**WORK TO DO**:
Lines that hold the word "this" should be located and copied.

[Stored entries]

"""

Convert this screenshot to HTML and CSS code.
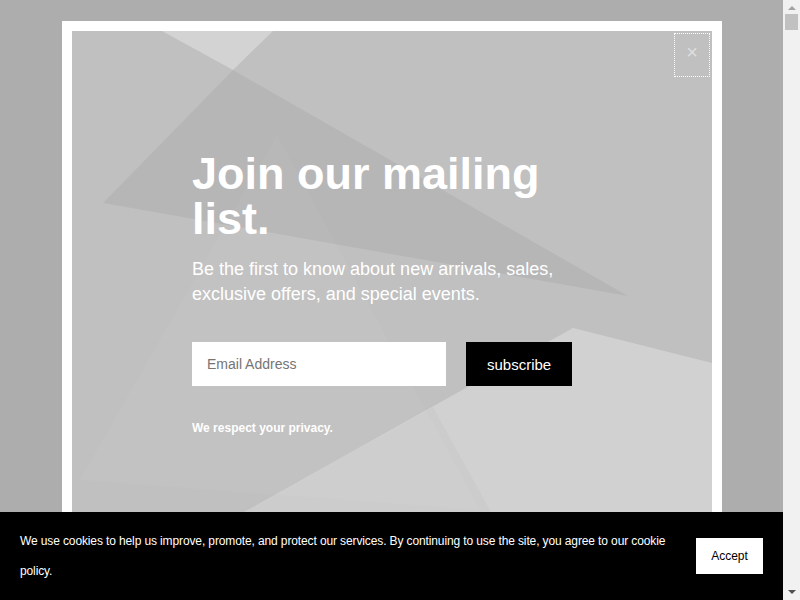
FILE: index.html
```html
<!DOCTYPE html>
<html>
<head>
    <title>Join our mailing list</title>
    <link rel="stylesheet" href="styles.css">
</head>
<body>
    <div class="screen">
        <main class="viewport">
            <div class="modal">
                <div class="panel">
                    <svg class="panel-bg" viewBox="0 0 640 560" preserveAspectRatio="none">
                        <polygon points="90,0 201,0 161,39" fill="#fff" fill-opacity="0.3"/>
                        <polygon points="161,39 31,172 556,265" fill="#000" fill-opacity="0.05"/>
                        <polygon points="205,104 8,449 408,479" fill="#fff" fill-opacity="0.035"/>
                        <polygon points="501,297 640,332 640,560 31,560" fill="#fff" fill-opacity="0.28"/>
                        <polygon points="361,376 463,560 31,560" fill="#000" fill-opacity="0.02"/>
                    </svg>
                    <button class="close" type="button">&times;</button>
                    <div class="content">
                        <h1>Join our mailing list.</h1>
                        <p class="lead">Be the first to know about new arrivals, sales, exclusive offers, and special events.</p>
                        <form class="signup">
                            <input type="email" name="email" placeholder="Email Address">
                            <button type="button">subscribe</button>
                        </form>
                        <p class="privacy">We respect your privacy.</p>
                    </div>
                </div>
            </div>

            <div class="cookie-bar">
                <p>We use cookies to help us improve, promote, and protect our services. By continuing to use the site, you agree to our cookie policy.</p>
                <button type="button">Accept</button>
            </div>
        </main>
        <div class="scrollbar">
            <span class="arrow up"></span>
            <span class="thumb"></span>
            <span class="arrow down"></span>
        </div>
    </div>
</body>
</html>
```

FILE: styles.css
```css
body {
    margin: 0;
    font-family: "Liberation Sans", Arial, sans-serif;
    overflow: hidden;
}
.screen {
    display: flex;
    height: 600px;
}
.viewport {
    flex: 1;
    position: relative;
    overflow: hidden;
    background-color: #adadad;
    padding-top: 21px;
}
.modal {
    width: 640px;
    margin-left: 62px;
    border: 10px solid #fff;
}
.panel {
    position: relative;
    min-height: 560px;
    box-sizing: border-box;
    background-color: #c0c0c0;
    padding: 120px 120px 0;
}
.panel-bg {
    position: absolute;
    top: 0;
    left: 0;
    width: 100%;
    height: 100%;
}
.content {
    position: relative;
    color: #fff;
}
.close {
    position: absolute;
    top: 2px;
    right: 2px;
    z-index: 2;
    width: 36px;
    height: 44px;
    box-sizing: border-box;
    padding: 0 0 5px;
    display: flex;
    align-items: center;
    justify-content: center;
    background: none;
    border: 1px dotted #fff;
    color: #dedede;
    font-family: "Liberation Sans", Arial, sans-serif;
    font-size: 20px;
}
h1 {
    margin: 0;
    font-size: 45px;
    line-height: 45px;
    font-weight: bold;
}
.lead {
    margin: 16px 0 0;
    font-size: 18px;
    line-height: 25px;
}
.signup {
    display: flex;
    gap: 20px;
    margin-top: 35px;
}
.signup input {
    width: 254px;
    height: 44px;
    box-sizing: border-box;
    padding: 0 15px;
    border: none;
    font-family: inherit;
    font-size: 14px;
}
.signup input::placeholder {
    color: #757575;
}
.signup button {
    height: 44px;
    padding: 0 21px;
    border: none;
    background-color: #000;
    color: #fff;
    font-family: inherit;
    font-size: 15px;
}
.privacy {
    margin: 35px 0 0;
    font-size: 12px;
    line-height: 14px;
    font-weight: bold;
}
.cookie-bar {
    position: absolute;
    left: 0;
    right: 0;
    bottom: 0;
    height: 88px;
    box-sizing: border-box;
    padding: 0 20px;
    display: flex;
    align-items: center;
    gap: 20px;
    background-color: #000;
}
.cookie-bar p {
    flex: 1;
    margin: 0;
    color: #fff;
    font-size: 12px;
    line-height: 30px;
    letter-spacing: -0.12px;
}
.cookie-bar button {
    width: 67px;
    height: 36px;
    border: none;
    background-color: #fff;
    color: #000;
    font-family: inherit;
    font-size: 12px;
}
.scrollbar {
    width: 17px;
    background-color: #f1f1f1;
    display: flex;
    flex-direction: column;
    align-items: center;
}
.arrow {
    width: 0;
    height: 0;
    border-left: 4px solid transparent;
    border-right: 4px solid transparent;
}
.arrow.up {
    margin-top: 6px;
    border-bottom: 4px solid #a3a3a3;
}
.arrow.down {
    margin-top: auto;
    margin-bottom: 6px;
    border-top: 4px solid #505050;
}
.thumb {
    width: 13px;
    height: 16px;
    margin-top: 4px;
    background-color: #c1c1c1;
}
```
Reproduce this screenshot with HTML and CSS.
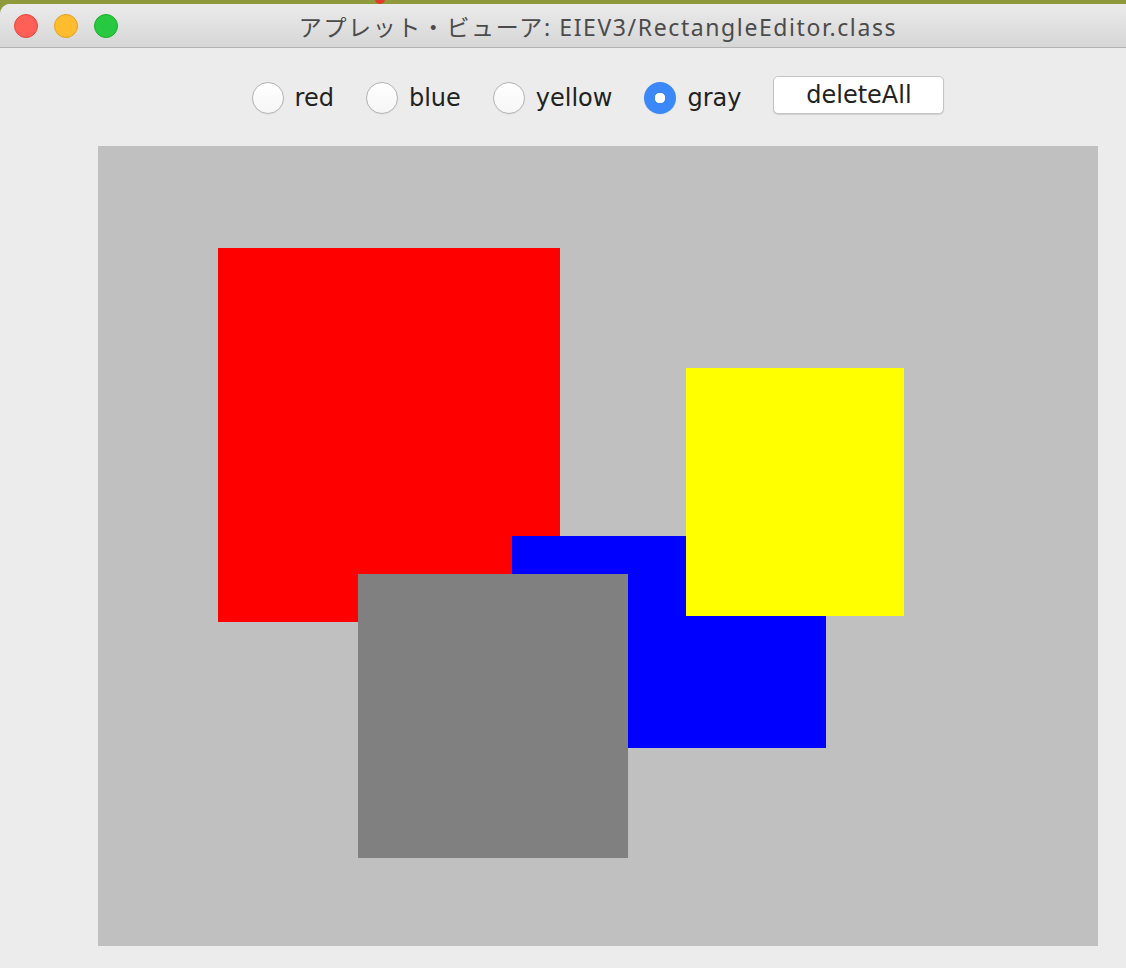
FILE: index.html
```html
<!DOCTYPE html>
<html lang="ja">
<head>
<meta charset="utf-8">
<title>アプレット・ビューア</title>
<link rel="stylesheet" href="styles.css">
</head>
<body>
<div class="desktop">
  <span class="desk-dot"></span>
  <div class="window">
    <div class="titlebar">
      <div class="lights">
        <span class="light red"></span>
        <span class="light yellow"></span>
        <span class="light green"></span>
      </div>
      <div class="title">アプレット・ビューア: EIEV3/RectangleEditor.class</div>
    </div>
    <div class="content">
      <div class="controls">
        <label class="radio"><span class="dot"></span><span class="lbl">red</span></label>
        <label class="radio"><span class="dot"></span><span class="lbl">blue</span></label>
        <label class="radio"><span class="dot"></span><span class="lbl">yellow</span></label>
        <label class="radio checked"><span class="dot"></span><span class="lbl">gray</span></label>
        <button class="btn">deleteAll</button>
      </div>
      <div class="canvas">
        <div class="rect r-red"></div>
        <div class="rect r-blue"></div>
        <div class="rect r-yellow"></div>
        <div class="rect r-gray"></div>
      </div>
    </div>
  </div>
</div>
</body>
</html>
```
FILE: styles.css
```css
html, body {
  margin: 0;
  padding: 0;
  overflow: hidden;
  width: 1126px;
  height: 968px;
  background: #8f9a3c;
}
.desktop {
  position: relative;
  padding-top: 4px;
  width: 1196px;
}
.desk-dot {
  position: absolute;
  left: 375px;
  top: -6px;
  width: 10px;
  height: 10px;
  border-radius: 50%;
  background: #e23b2e;
}
.window {
  width: 1196px;
  height: 964px;
  background: #ececec;
  border-radius: 10px 10px 0 0;
  overflow: hidden;
}
.titlebar {
  position: relative;
  height: 43px;
  border-bottom: 1px solid #b3b3b3;
  background: linear-gradient(#ebebeb, #d6d6d6);
  display: flex;
  align-items: center;
  justify-content: center;
}
.lights {
  position: absolute;
  left: 14px;
  top: 10px;
  display: flex;
  gap: 16px;
}
.light {
  width: 22px;
  height: 22px;
  border-radius: 50%;
  border: 1px solid;
}
.light.red { background: #fe5f57; border-color: #e2463f; }
.light.yellow { background: #febc2e; border-color: #dfa023; }
.light.green { background: #28c840; border-color: #1dad2b; }
.title {
  font-family: "Noto Sans", "Noto Sans CJK JP", sans-serif;
  font-size: 23px;
  color: #4b4b4b;
  letter-spacing: 1.6px;
  margin-top: 1px;
}
.content {
  padding-top: 28px;
}
.controls {
  display: flex;
  justify-content: center;
  align-items: center;
  gap: 32px;
  height: 38px;
  margin-bottom: 32px;
  font-family: "DejaVu Sans", sans-serif;
  font-size: 24px;
  color: #222;
}
.radio {
  display: flex;
  align-items: center;
  gap: 11px;
  margin-top: 5px;
}
.dot {
  box-sizing: border-box;
  width: 32px;
  height: 32px;
  border-radius: 50%;
  border: 1px solid #b4b4b4;
  background: linear-gradient(#ffffff, #f6f6f6);
  box-shadow: 0 0.5px 1px rgba(0,0,0,0.08);
}
.radio.checked .dot {
  border: none;
  background: radial-gradient(circle, #ffffff 0 5px, #3b88f8 5.5px);
}
.lbl {
  line-height: 32px;
}
.btn {
  box-sizing: border-box;
  width: 171px;
  height: 38px;
  background: #ffffff;
  border: 1px solid #c4c4c4;
  border-radius: 5px;
  box-shadow: 0 1px 1px rgba(0,0,0,0.12);
  font-family: "DejaVu Sans", sans-serif;
  font-size: 24px;
  color: #222;
  padding: 0;
}
.canvas {
  position: relative;
  width: 1000px;
  height: 800px;
  margin: 0 auto;
  background: #c0c0c0;
}
.rect { position: absolute; }
.r-red { left: 120px; top: 102px; width: 342px; height: 374px; background: #ff0000; }
.r-blue { left: 414px; top: 390px; width: 314px; height: 212px; background: #0000ff; }
.r-yellow { left: 588px; top: 222px; width: 218px; height: 248px; background: #ffff00; }
.r-gray { left: 260px; top: 428px; width: 270px; height: 284px; background: #808080; }
```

"""

**WORKED SOLUTION**:
Convert this screenshot to HTML and CSS code.
Reproduce this screenshot with HTML and CSS.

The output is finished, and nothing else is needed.